-- Start Provided records --

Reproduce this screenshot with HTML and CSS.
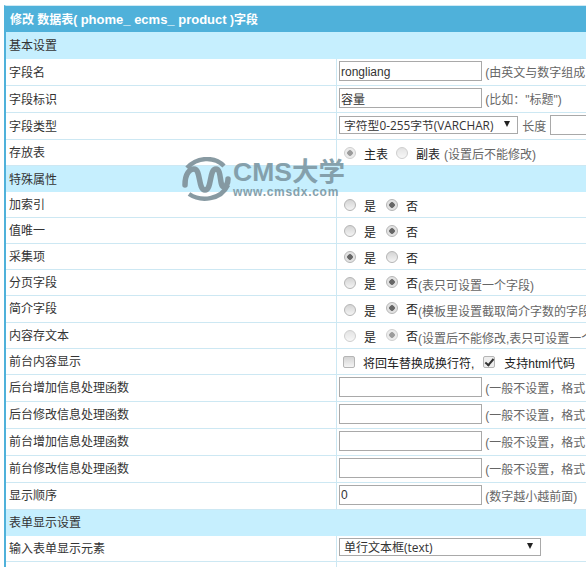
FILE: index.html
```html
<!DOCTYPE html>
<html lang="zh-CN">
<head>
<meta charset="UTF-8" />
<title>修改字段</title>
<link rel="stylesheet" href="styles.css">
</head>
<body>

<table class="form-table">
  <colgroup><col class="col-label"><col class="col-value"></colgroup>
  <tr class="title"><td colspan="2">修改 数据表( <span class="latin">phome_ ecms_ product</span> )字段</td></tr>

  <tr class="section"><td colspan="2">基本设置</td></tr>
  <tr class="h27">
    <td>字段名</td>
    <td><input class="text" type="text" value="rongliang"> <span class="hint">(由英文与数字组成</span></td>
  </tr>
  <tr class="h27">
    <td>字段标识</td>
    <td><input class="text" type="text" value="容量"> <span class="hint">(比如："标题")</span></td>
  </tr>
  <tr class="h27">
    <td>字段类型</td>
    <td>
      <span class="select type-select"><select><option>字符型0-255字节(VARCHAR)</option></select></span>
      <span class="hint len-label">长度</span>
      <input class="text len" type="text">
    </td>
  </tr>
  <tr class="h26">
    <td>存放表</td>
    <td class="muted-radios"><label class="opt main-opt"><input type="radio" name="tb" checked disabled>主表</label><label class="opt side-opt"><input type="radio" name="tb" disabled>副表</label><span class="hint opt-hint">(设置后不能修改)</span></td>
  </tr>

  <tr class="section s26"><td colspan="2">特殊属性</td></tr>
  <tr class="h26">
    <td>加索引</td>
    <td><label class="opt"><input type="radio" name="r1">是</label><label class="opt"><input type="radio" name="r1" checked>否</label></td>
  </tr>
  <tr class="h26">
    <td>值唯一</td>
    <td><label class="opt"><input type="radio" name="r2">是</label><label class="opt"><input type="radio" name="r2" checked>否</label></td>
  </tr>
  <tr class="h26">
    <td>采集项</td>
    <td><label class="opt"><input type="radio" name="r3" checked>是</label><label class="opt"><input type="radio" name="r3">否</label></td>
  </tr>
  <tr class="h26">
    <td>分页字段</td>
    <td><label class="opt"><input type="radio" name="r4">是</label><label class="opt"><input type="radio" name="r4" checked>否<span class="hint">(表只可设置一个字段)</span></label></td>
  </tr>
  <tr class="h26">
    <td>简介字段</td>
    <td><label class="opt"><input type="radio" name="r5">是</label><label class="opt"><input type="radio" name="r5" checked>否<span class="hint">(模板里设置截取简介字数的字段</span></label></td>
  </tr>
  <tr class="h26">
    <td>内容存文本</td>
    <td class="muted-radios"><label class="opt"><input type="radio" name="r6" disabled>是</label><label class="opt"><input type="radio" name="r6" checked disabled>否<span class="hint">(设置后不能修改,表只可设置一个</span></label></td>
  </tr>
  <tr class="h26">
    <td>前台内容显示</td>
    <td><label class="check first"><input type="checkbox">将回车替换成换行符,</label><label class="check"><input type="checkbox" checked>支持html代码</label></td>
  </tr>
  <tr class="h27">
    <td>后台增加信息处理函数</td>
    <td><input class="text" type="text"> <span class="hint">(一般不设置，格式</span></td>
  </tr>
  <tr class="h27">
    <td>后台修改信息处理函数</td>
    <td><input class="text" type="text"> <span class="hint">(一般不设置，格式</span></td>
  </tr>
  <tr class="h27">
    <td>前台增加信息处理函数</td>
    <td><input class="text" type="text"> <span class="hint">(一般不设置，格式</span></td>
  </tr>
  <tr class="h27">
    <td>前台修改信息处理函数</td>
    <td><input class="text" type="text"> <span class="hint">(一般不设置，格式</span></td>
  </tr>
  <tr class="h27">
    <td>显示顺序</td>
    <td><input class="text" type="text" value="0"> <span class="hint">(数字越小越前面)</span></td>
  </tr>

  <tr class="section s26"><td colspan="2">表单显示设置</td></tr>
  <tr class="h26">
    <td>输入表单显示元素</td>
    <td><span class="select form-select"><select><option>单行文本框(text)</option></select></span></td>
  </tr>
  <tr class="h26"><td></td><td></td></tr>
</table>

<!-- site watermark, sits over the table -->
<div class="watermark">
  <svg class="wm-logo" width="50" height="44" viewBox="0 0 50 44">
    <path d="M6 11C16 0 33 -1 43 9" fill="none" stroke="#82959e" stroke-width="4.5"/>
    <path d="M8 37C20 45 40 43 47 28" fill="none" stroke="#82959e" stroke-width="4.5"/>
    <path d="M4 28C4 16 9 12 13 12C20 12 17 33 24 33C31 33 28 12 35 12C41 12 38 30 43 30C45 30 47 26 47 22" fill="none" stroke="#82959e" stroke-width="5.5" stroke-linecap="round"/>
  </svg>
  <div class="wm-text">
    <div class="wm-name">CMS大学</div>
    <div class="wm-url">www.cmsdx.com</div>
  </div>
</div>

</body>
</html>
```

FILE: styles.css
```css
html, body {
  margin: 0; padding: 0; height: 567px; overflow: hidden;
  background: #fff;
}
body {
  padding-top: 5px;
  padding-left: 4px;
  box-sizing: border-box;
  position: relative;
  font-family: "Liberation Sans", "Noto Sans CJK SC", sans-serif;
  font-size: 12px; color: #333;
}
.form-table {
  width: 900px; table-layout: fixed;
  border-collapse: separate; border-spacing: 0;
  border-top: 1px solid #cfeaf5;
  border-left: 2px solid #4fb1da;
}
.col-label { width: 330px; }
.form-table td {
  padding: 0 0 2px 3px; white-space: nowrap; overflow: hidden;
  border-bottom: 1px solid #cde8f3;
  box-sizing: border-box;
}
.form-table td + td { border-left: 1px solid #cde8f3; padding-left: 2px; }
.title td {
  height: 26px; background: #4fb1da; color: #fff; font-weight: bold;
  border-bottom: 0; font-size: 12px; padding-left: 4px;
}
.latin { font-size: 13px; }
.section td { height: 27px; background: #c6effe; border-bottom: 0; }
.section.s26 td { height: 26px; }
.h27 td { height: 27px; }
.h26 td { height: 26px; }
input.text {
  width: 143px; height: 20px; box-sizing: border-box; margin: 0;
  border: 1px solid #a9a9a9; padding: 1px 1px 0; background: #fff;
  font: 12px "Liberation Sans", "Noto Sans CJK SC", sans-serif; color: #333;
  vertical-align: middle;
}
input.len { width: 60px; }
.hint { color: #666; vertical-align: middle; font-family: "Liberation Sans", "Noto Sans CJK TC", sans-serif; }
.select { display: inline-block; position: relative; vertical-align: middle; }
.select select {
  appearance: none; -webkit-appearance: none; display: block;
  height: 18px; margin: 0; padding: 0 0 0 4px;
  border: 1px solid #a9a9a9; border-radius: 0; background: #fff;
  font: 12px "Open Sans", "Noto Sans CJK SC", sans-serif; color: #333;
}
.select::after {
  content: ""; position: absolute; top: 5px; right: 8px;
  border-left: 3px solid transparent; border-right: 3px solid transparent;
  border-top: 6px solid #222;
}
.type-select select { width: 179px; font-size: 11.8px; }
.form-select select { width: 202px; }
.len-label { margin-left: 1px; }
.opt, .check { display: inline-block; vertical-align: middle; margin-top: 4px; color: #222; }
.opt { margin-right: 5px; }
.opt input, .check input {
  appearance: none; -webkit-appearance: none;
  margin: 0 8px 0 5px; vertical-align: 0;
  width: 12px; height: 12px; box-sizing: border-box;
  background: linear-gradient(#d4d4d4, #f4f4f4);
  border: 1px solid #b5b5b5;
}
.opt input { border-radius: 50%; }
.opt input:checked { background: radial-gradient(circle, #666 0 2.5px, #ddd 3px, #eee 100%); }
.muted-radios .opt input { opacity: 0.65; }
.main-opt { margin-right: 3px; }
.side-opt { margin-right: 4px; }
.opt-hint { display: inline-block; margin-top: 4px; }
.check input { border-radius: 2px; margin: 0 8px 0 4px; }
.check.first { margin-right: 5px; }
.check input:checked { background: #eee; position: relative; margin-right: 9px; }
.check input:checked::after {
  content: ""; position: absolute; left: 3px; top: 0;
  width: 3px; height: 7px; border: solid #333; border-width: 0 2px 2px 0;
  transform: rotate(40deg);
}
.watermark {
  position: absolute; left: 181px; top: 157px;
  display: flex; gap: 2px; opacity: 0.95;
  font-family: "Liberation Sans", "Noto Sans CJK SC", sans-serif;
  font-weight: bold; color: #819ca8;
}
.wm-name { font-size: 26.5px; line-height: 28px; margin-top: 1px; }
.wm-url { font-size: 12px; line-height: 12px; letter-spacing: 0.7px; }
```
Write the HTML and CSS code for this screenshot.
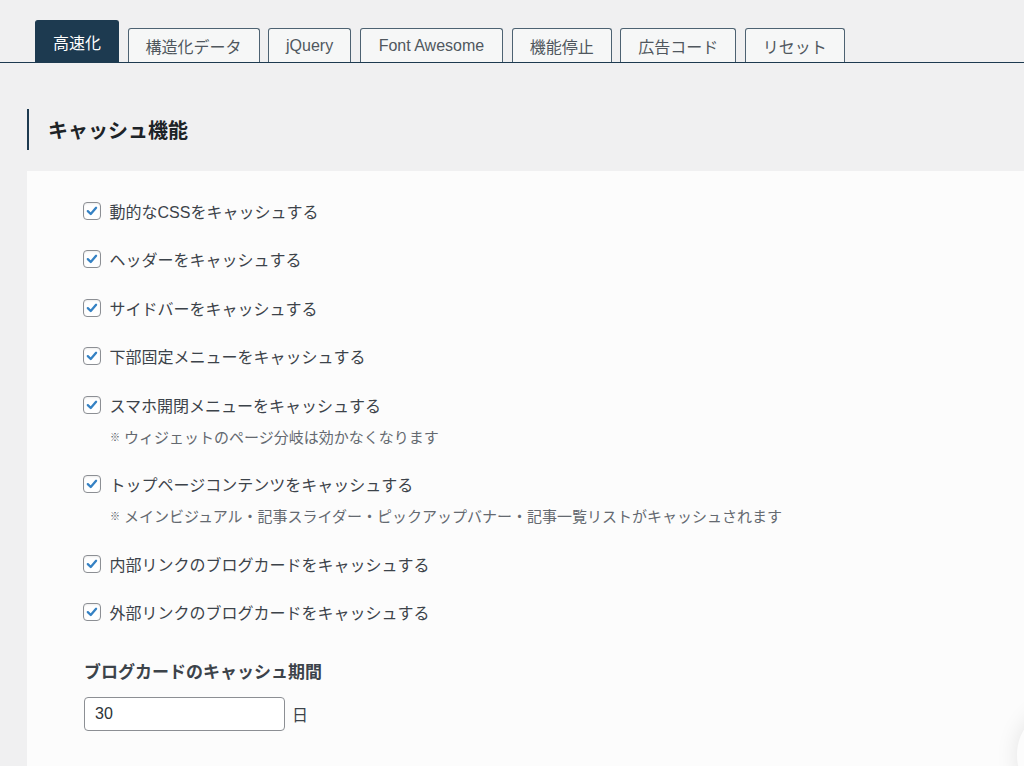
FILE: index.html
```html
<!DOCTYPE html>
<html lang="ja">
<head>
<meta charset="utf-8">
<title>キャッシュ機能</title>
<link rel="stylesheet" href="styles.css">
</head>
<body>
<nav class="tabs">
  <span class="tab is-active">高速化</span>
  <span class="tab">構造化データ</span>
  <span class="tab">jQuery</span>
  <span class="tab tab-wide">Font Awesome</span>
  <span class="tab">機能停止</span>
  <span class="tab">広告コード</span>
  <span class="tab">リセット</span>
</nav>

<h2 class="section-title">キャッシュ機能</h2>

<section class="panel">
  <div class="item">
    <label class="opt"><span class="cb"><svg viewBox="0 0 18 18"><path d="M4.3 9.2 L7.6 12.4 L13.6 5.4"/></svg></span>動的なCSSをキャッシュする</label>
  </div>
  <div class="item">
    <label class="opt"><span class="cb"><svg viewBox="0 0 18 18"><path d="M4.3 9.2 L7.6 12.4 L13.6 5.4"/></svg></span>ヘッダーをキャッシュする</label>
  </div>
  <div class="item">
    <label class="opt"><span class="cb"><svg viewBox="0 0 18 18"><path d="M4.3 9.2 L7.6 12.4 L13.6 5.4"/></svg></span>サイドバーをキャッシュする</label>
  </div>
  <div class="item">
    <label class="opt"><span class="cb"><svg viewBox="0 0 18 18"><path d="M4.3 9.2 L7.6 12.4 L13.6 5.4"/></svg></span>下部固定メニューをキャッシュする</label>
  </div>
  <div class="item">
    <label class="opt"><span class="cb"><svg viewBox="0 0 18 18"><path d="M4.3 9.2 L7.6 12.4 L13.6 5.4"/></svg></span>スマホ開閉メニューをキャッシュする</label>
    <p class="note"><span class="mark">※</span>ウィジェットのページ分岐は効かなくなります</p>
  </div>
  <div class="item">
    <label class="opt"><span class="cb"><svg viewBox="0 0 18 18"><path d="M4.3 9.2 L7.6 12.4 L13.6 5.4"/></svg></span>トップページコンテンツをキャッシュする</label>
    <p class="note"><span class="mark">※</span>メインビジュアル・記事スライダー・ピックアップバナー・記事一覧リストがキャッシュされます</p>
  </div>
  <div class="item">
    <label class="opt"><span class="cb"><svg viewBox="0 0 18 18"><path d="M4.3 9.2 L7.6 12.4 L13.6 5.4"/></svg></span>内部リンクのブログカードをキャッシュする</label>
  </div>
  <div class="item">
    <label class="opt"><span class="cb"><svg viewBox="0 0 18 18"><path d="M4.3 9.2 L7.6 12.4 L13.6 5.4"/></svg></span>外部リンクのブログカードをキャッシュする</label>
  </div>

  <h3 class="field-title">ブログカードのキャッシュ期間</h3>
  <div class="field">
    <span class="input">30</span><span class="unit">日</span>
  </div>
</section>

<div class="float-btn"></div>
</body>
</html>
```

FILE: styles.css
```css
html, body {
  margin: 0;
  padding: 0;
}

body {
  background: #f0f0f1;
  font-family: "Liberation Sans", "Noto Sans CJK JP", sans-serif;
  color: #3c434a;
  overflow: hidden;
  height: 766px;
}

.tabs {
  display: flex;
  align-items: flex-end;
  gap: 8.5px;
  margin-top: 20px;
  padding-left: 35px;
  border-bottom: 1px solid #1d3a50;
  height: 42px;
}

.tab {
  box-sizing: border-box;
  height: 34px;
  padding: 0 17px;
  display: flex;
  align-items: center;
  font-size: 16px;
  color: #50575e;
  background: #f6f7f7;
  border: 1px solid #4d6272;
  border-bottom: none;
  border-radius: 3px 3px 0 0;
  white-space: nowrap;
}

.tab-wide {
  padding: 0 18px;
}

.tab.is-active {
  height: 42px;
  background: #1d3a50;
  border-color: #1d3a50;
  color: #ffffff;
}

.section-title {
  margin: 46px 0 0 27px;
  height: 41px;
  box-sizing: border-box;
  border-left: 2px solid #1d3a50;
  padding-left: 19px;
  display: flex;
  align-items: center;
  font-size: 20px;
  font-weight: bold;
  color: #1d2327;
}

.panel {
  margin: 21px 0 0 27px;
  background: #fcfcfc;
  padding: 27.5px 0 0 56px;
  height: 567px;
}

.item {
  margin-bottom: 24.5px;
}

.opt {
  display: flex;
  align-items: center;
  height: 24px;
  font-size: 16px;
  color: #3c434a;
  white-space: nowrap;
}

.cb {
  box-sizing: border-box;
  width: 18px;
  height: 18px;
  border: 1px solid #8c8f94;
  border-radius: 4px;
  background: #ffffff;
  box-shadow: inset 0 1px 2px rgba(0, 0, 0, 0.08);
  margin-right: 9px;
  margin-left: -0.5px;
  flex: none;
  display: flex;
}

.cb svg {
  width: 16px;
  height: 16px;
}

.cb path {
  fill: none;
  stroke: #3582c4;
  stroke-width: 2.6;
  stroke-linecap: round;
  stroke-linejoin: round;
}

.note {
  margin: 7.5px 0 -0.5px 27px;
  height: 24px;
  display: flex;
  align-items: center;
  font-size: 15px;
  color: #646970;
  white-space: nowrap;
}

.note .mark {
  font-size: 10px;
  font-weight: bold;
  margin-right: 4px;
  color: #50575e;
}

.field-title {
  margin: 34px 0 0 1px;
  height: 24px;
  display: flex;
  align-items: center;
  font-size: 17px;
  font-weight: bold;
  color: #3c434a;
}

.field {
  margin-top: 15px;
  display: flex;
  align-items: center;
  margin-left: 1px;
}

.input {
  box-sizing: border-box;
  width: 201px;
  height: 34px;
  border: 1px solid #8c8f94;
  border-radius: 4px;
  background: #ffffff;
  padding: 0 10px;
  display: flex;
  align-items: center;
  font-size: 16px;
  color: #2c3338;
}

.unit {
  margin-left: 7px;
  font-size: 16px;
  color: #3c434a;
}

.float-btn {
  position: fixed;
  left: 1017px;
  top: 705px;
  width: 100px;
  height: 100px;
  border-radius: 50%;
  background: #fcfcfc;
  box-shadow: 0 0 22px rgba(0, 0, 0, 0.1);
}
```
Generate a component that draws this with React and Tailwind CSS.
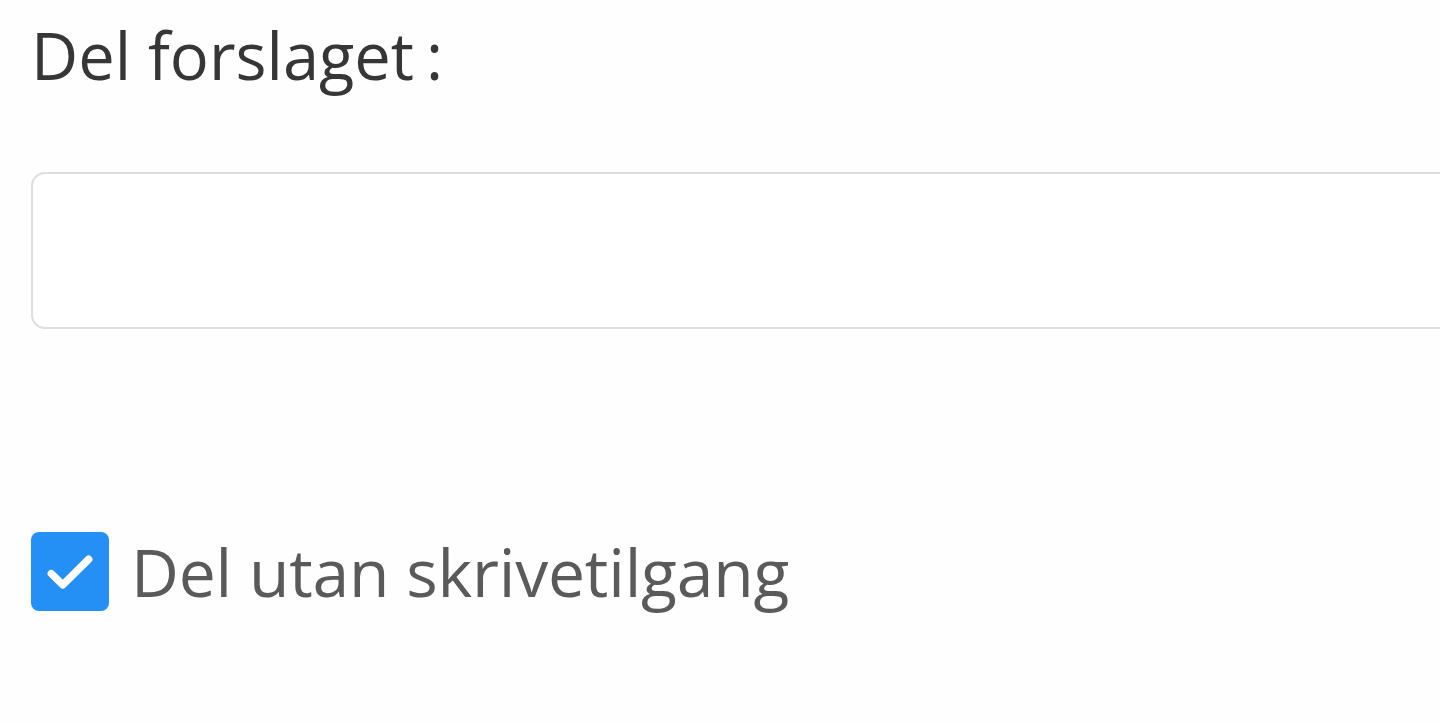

-- End Provided records --

Your goal
Copy every line of the records above that holds the word "screenshot".

Response to this task
Reproduce this screenshot with HTML and CSS.
Write the HTML and CSS code for this screenshot.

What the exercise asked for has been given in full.